The popularity of Parker's choral compositions extended beyond the United States. In 1899, Parker conducted a performance of Hora novissima at the Three Choirs Festival in Worcester, England, becoming the first American composer to participate in the prestigious event. A major new commission, The Wanderer's Psalm, and other British festival performances of his works occurred in the years to follow. On June 10, 1902, Parker was awarded an honorary doctor of music degree from Cambridge University.

In addition to teaching and composing, Parker continued to cultivate his career as a choral and orchestral conductor. He was the principal conductor of the New Haven Symphony Orchestra from 1895 to 1918 and the director of the Derby Choral Club from 1904 until his death in 1919. In 1903, Parker founded the New Haven Oratorio Society, and in 1907 he became the director of Philadelphia's Orpheus Club male chorus and its sister group, the Eurydice Chorus.
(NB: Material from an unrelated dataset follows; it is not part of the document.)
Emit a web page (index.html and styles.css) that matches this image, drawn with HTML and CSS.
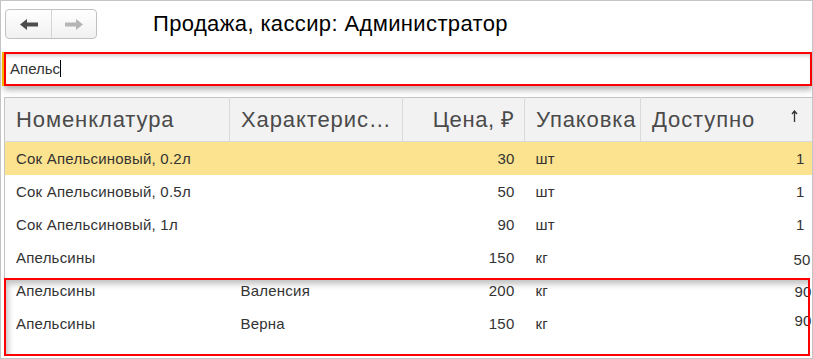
FILE: index.html
```html
<!DOCTYPE html>
<html>
<head>
    <meta charset='utf-8'>
    <title>Продажа, кассир: Администратор</title>
    <link rel="stylesheet" href="styles.css">
</head>
<body>
<div class="window">
    <div class="topBar">
        <div class="navGroup">
            <button class="navBtn">
                <svg width="18" height="11" viewBox="0 0 18 11"><path d="M0 5.5 L7 0 V3.5 H18 V7.5 H7 V11 Z" fill="#4d4d4d"/></svg>
            </button>
            <button class="navBtn">
                <svg width="18" height="11" viewBox="0 0 18 11"><path d="M18 5.5 L11 0 V3.5 H0 V7.5 H11 V11 Z" fill="#b5b5b5"/></svg>
            </button>
        </div>
        <h1 class="title">Продажа, кассир: Администратор</h1>
    </div>

    <div class="search">Апельс<span class="caret"></span></div>

    <table class="goods">
        <colgroup>
            <col class="colName">
            <col class="colChar">
            <col class="colPrice">
            <col class="colPack">
            <col class="colQty">
        </colgroup>
        <thead>
            <tr>
                <th>Номенклатура</th>
                <th>Характерис…</th>
                <th class="num">Цена, ₽</th>
                <th>Упаковка</th>
                <th class="qtyHead">Доступно
                    <svg class="sortMark" width="7" height="12" viewBox="0 0 7 12"><path d="M3.5 1 V12 M1 4 L3.5 1 L6 4" fill="none" stroke="#333" stroke-width="1.3"/></svg>
                </th>
            </tr>
        </thead>
        <tbody>
            <tr class="current">
                <td>Сок Апельсиновый, 0.2л</td><td></td><td class="num">30</td><td>шт</td><td class="qty">1</td>
            </tr>
            <tr>
                <td>Сок Апельсиновый, 0.5л</td><td></td><td class="num">50</td><td>шт</td><td class="qty">1</td>
            </tr>
            <tr>
                <td>Сок Апельсиновый, 1л</td><td></td><td class="num">90</td><td>шт</td><td class="qty">1</td>
            </tr>
            <tr>
                <td>Апельсины</td><td></td><td class="num">150</td><td>кг</td><td class="qty"><span class="qtyLow">50</span></td>
            </tr>
            <tr>
                <td>Апельсины</td><td>Валенсия</td><td class="num">200</td><td>кг</td><td class="qty"><span class="qtyDown">90</span></td>
            </tr>
            <tr>
                <td>Апельсины</td><td>Верна</td><td class="num">150</td><td>кг</td><td class="qty"><span class="qtyUp">90</span></td>
            </tr>
        </tbody>
    </table>

    <div class="markBox"></div>
</div>
</body>
</html>
```

FILE: styles.css
```css
*{
    box-sizing: border-box;
}
body{
    margin: 0px;
    font-family: "Liberation Sans", Arial, sans-serif;
    background: #fff;
}
.window{
    position: relative;
    width: 813px;
    height: 359px;
    border: 1px solid #c4c4c4;
    overflow: hidden;
}
.topBar{
    display: flex;
    align-items: center;
    padding: 8px 0px 0px 4px;
}
.navGroup{
    display: flex;
    height: 30px;
    border: 1px solid #c2c2c2;
    border-radius: 4px;
    background: linear-gradient(#ffffff, #f1f1f1);
    overflow: hidden;
}
.navBtn{
    width: 45px;
    border: none;
    background: transparent;
    padding: 0px;
    display: flex;
    align-items: center;
    justify-content: center;
}
.navBtn + .navBtn{
    border-left: 1px solid #d4d4d4;
}
.title{
    margin: 0px 0px 0px 56px;
    font-size: 22px;
    letter-spacing: 0.37px;
    font-weight: normal;
    color: #000;
    line-height: 30px;
}
.search{
    margin: 13px 0px 0px 3px;
    height: 34px;
    border: 2px solid #ff0000;
    padding-left: 4px;
    font-size: 15px;
    line-height: 30px;
    color: #333;
    box-shadow: -2px 0px 0px 0px #f2b200, inset 0px 4px 4px -2px rgba(0,0,0,0.18), 0px 4px 6px rgba(0,0,0,0.3);
}
.caret{
    display: inline-block;
    width: 1px;
    height: 17px;
    background: #000;
    vertical-align: -3px;
}
.goods{
    margin: 11px 0px 0px 3px;
    width: 808px;
    table-layout: fixed;
    border-collapse: collapse;
    border-top: 1px solid #c4c4c4;
    border-left: 1px solid #c4c4c4;
}
.colName{ width: 225px; }
.colChar{ width: 173px; }
.colPrice{ width: 122px; }
.colPack{ width: 116px; }
.colQty{ width: 172px; }
.goods th{
    height: 44px;
    background: #f2f2f2;
    border-right: 1px solid #d9d9d9;
    border-bottom: 1px solid #d9d9d9;
    padding: 0px 10px 0px 11px;
    text-align: left;
    font-size: 22px;
    letter-spacing: 0.9px;
    line-height: 26px;
    font-weight: normal;
    color: #4a4a4a;
    white-space: nowrap;
    overflow: hidden;
}
.goods th:last-child{
    border-right: none;
}
.goods th.num{
    text-align: right;
    padding-right: 9px;
    letter-spacing: 0.6px;
}
.qtyHead{
    position: relative;
}
.sortMark{
    position: absolute;
    right: 15px;
    top: 12px;
}
.goods td{
    height: 33px;
    padding: 0px 10px 0px 11px;
    font-size: 15px;
    letter-spacing: 0.22px;
    color: #333;
    white-space: nowrap;
}
.goods td.num{
    text-align: right;
}
.goods td.qty{
    text-align: right;
    padding-right: 8px;
}
.current td{
    background: #fce38f;
}
.qtyLow{
    display: inline-block;
    margin-right: -6px;
    vertical-align: -4px;
}
.qtyDown{
    display: inline-block;
    margin-right: -7px;
    vertical-align: -3px;
}
.qtyUp{
    display: inline-block;
    margin-right: -7px;
    vertical-align: 6px;
}
.markBox{
    position: absolute;
    left: 3px;
    top: 277px;
    width: 806px;
    height: 78px;
    border: 2px solid #ff0000;
    box-shadow: inset 4px 6px 6px -2px rgba(0,0,0,0.25);
}
```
Parker's health began to decline seriously during the final years of his life, forcing a severe reduction in his teaching and performing schedule. In 1919, while on the first leg of a planned recuperative voyage to the West Indies, Parker contracted pneumonia. He died on December 18 in the home of his daughter Isabel in Cedarhurst, New York.

Works

Although Parker composed many works for orchestra, theater, keyboard, and solo voice, he is primarily remembered for his extensive contributions to the choral repertoire. His early training in Munich led him to compose several part-songs for male chorus and a large number of secular cantatas, including The Dream-King and His Love (1891), King Gorm the Grim (1908) for the Norfolk Festival, and Seven Greek Pastoral Scenes (1913) for the Eurydice Chorus of Philadelphia.
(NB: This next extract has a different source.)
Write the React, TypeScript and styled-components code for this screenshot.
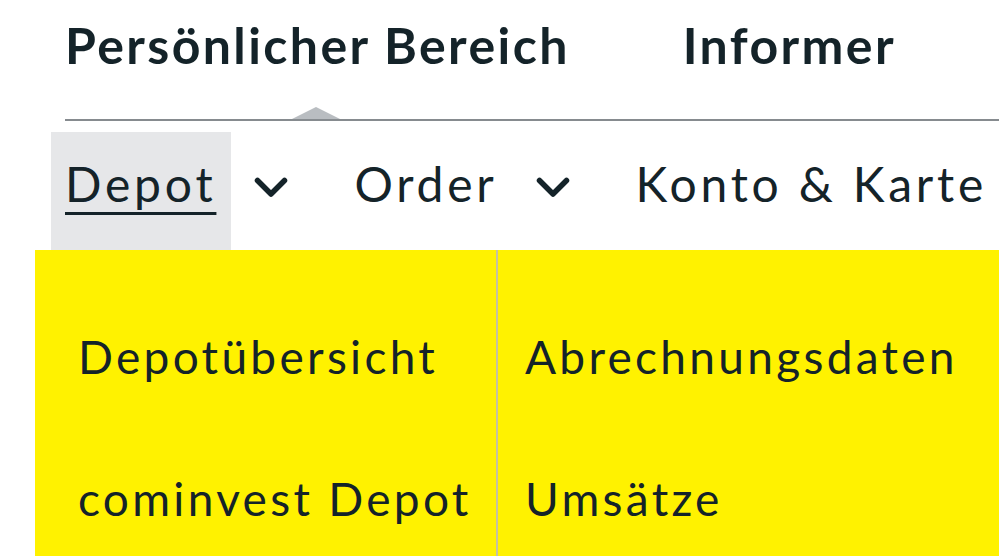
import styled, { createGlobalStyle } from "styled-components";

const GlobalStyle = createGlobalStyle`
  html, body {
    margin: 0;
    padding: 0;
    background: #ffffff;
    overflow: hidden;
  }
  body {
    font-family: Lato, "Noto Sans", sans-serif;
    color: #142329;
  }
`;

const Page = styled.div`
  width: 999px;
  height: 556px;
  overflow: hidden;
`;

const TopTabs = styled.div`
  display: flex;
  gap: 113px;
  height: 107px;
  padding: 20px 0 0 65px;
  box-sizing: border-box;
`;

const TopTab = styled.div`
  font-size: 50px;
  font-weight: 700;
  letter-spacing: 2.4px;
  line-height: 1;
  white-space: nowrap;
`;

const Divider = styled.div`
  position: relative;
  margin-left: 65px;
  height: 12px;
  border-bottom: 2px solid #868b8f;
`;

const Pointer = styled.span<{ $left: number }>`
  position: absolute;
  bottom: 0;
  left: ${({ $left }) => $left}px;
  width: 0;
  height: 0;
  border-left: 24px solid transparent;
  border-right: 24px solid transparent;
  border-bottom: 12px solid #b9bdc1;
`;

const SubNav = styled.nav`
  display: flex;
  margin-top: 11px;
  margin-left: 51px;
  height: 118px;
`;

const NavItem = styled.div`
  display: flex;
  align-items: center;
  margin-right: 52px;
  white-space: nowrap;
`;

const NavLink = styled.a<{ $active?: boolean }>`
  display: flex;
  align-items: center;
  height: 100%;
  box-sizing: border-box;
  padding: 0 15px 15px 14px;
  font-size: 48px;
  letter-spacing: 3.8px;
  line-height: 1;
  color: #142329;
  text-decoration: ${({ $active }) => ($active ? "underline" : "none")};
  text-decoration-thickness: 3px;
  text-underline-offset: 10px;
  background: ${({ $active }) => ($active ? "#e6e7e9" : "transparent")};
`;

const Chevron = styled.svg`
  width: 34px;
  height: 21px;
  margin: 0 0 8px 23px;
  flex-shrink: 0;
`;

const Flyout = styled.div`
  display: grid;
  grid-template-columns: 461px 2px 1fr;
  margin-left: 35px;
  height: 306px;
  background: #fff200;
`;

const Column = styled.ul<{ $pad: number }>`
  list-style: none;
  margin: 0;
  padding: 84px 0 0 ${({ $pad }) => $pad}px;
  display: flex;
  flex-direction: column;
  gap: 96px;
`;

const Separator = styled.div`
  background: #c5c1a3;
`;

const MenuLink = styled.li`
  font-size: 46px;
  letter-spacing: 3.3px;
  line-height: 46px;
  white-space: nowrap;
`;

const ChevronDown = () => (
  <Chevron viewBox="0 0 34 21" fill="none">
    <path
      d="M3.5 3.5l13.5 13.5l13.5-13.5"
      stroke="#142329"
      strokeWidth="5.5"
      strokeLinecap="round"
      strokeLinejoin="round"
    />
  </Chevron>
);

const App = () => (
  <Page>
    <GlobalStyle />
    <TopTabs>
      <TopTab>Persönlicher Bereich</TopTab>
      <TopTab>Informer</TopTab>
    </TopTabs>
    <Divider>
      <Pointer $left={227} />
    </Divider>
    <SubNav>
      <NavItem>
        <NavLink $active>Depot</NavLink>
        <ChevronDown />
      </NavItem>
      <NavItem>
        <NavLink>Order</NavLink>
        <ChevronDown />
      </NavItem>
      <NavItem>
        <NavLink>Konto &amp; Karte</NavLink>
      </NavItem>
    </SubNav>
    <Flyout>
      <Column $pad={43}>
        <MenuLink>Depotübersicht</MenuLink>
        <MenuLink>cominvest Depot</MenuLink>
      </Column>
      <Separator />
      <Column $pad={27}>
        <MenuLink>Abrechnungsdaten</MenuLink>
        <MenuLink>Umsätze</MenuLink>
      </Column>
    </Flyout>
  </Page>
);

export default App;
Parker's most impressive accomplishments within the choral genre are his large-scale sacred works. His first oratorio, Hora novissima, is considered by many to be his masterpiece. Composed in 1893 for the Church Choral Society of New York, the oratorio is an eleven-movement setting of medieval Latin poetry by Bernard de Morlaix. The holograph is in the holdings of the Music Division, Library of Congress.